Data provided:
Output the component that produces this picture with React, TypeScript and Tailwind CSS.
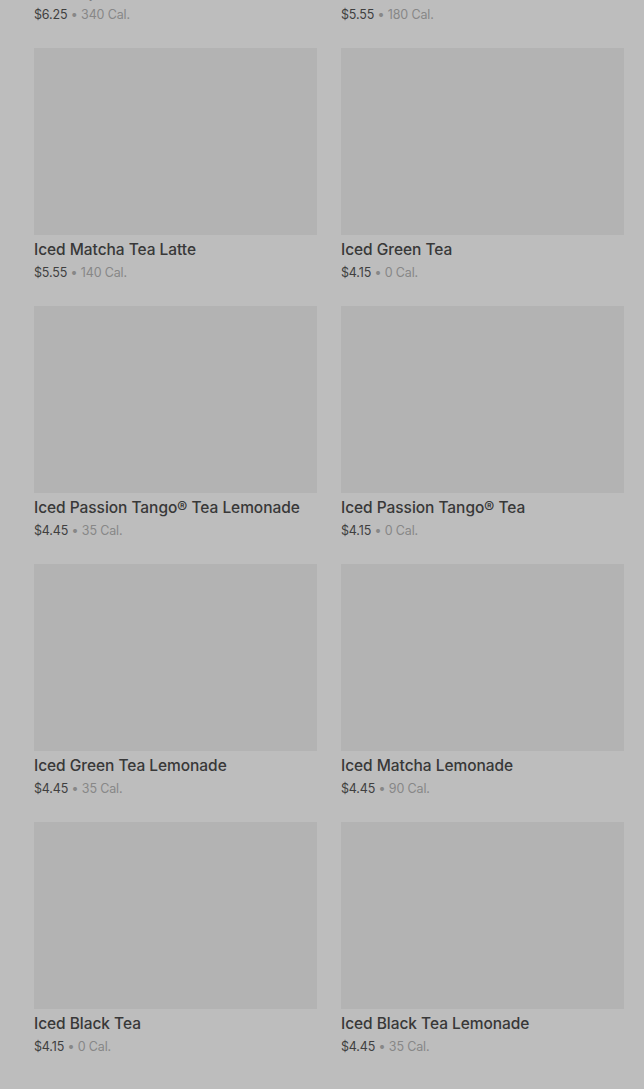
const items = [
  { name: "Iced Royal Tea", price: "$6.25", cal: "340 Cal." },
  { name: "Iced Chai Tea Latte", price: "$5.55", cal: "180 Cal." },
  { name: "Iced Matcha Tea Latte", price: "$5.55", cal: "140 Cal." },
  { name: "Iced Green Tea", price: "$4.15", cal: "0 Cal." },
  { name: "Iced Passion Tango® Tea Lemonade", price: "$4.45", cal: "35 Cal." },
  { name: "Iced Passion Tango® Tea", price: "$4.15", cal: "0 Cal." },
  { name: "Iced Green Tea Lemonade", price: "$4.45", cal: "35 Cal." },
  { name: "Iced Matcha Lemonade", price: "$4.45", cal: "90 Cal." },
  { name: "Iced Black Tea", price: "$4.15", cal: "0 Cal." },
  { name: "Iced Black Tea Lemonade", price: "$4.45", cal: "35 Cal." },
];

function Card({ name, price, cal }: { name: string; price: string; cal: string }) {
  return (
    <div className="flex flex-col">
      <div className="h-[187px] bg-[#b3b3b3]" />
      <div className="mt-[3px] text-[15.5px] leading-[24px] font-medium text-[#383838] tracking-[-0.05px]">
        {name}
      </div>
      <div className="mt-[1px] text-[12.5px] leading-[20px] text-[#3f3f3f] tracking-[-0.15px]">
        {price}
        <span className="text-[#878787]"> • {cal}</span>
      </div>
    </div>
  );
}

export default function App() {
  return (
    <div
      className="h-[1089px] overflow-hidden bg-[#bdbdbd]"
      style={{ fontFamily: "Inter, 'Noto Sans', sans-serif" }}
    >
      <div className="mt-[-210px] grid grid-cols-2 gap-x-6 gap-y-[23px] pl-[34px] pr-5">
        {items.map((it) => (
          <Card key={it.name} {...it} />
        ))}
      </div>
    </div>
  );
}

Required task: Reproduce all of the data exactly; the pictures do not belong in the copy.

Correct output:
Output the component that produces this picture with React, TypeScript and Tailwind CSS.
const items = [
  { name: "Iced Royal Tea", price: "$6.25", cal: "340 Cal." },
  { name: "Iced Chai Tea Latte", price: "$5.55", cal: "180 Cal." },
  { name: "Iced Matcha Tea Latte", price: "$5.55", cal: "140 Cal." },
  { name: "Iced Green Tea", price: "$4.15", cal: "0 Cal." },
  { name: "Iced Passion Tango® Tea Lemonade", price: "$4.45", cal: "35 Cal." },
  { name: "Iced Passion Tango® Tea", price: "$4.15", cal: "0 Cal." },
  { name: "Iced Green Tea Lemonade", price: "$4.45", cal: "35 Cal." },
  { name: "Iced Matcha Lemonade", price: "$4.45", cal: "90 Cal." },
  { name: "Iced Black Tea", price: "$4.15", cal: "0 Cal." },
  { name: "Iced Black Tea Lemonade", price: "$4.45", cal: "35 Cal." },
];

function Card({ name, price, cal }: { name: string; price: string; cal: string }) {
  return (
    <div className="flex flex-col">
      <div className="h-[187px] bg-[#b3b3b3]" />
      <div className="mt-[3px] text-[15.5px] leading-[24px] font-medium text-[#383838] tracking-[-0.05px]">
        {name}
      </div>
      <div className="mt-[1px] text-[12.5px] leading-[20px] text-[#3f3f3f] tracking-[-0.15px]">
        {price}
        <span className="text-[#878787]"> • {cal}</span>
      </div>
    </div>
  );
}

export default function App() {
  return (
    <div
      className="h-[1089px] overflow-hidden bg-[#bdbdbd]"
      style={{ fontFamily: "Inter, 'Noto Sans', sans-serif" }}
    >
      <div className="mt-[-210px] grid grid-cols-2 gap-x-6 gap-y-[23px] pl-[34px] pr-5">
        {items.map((it) => (
          <Card key={it.name} {...it} />
        ))}
      </div>
    </div>
  );
}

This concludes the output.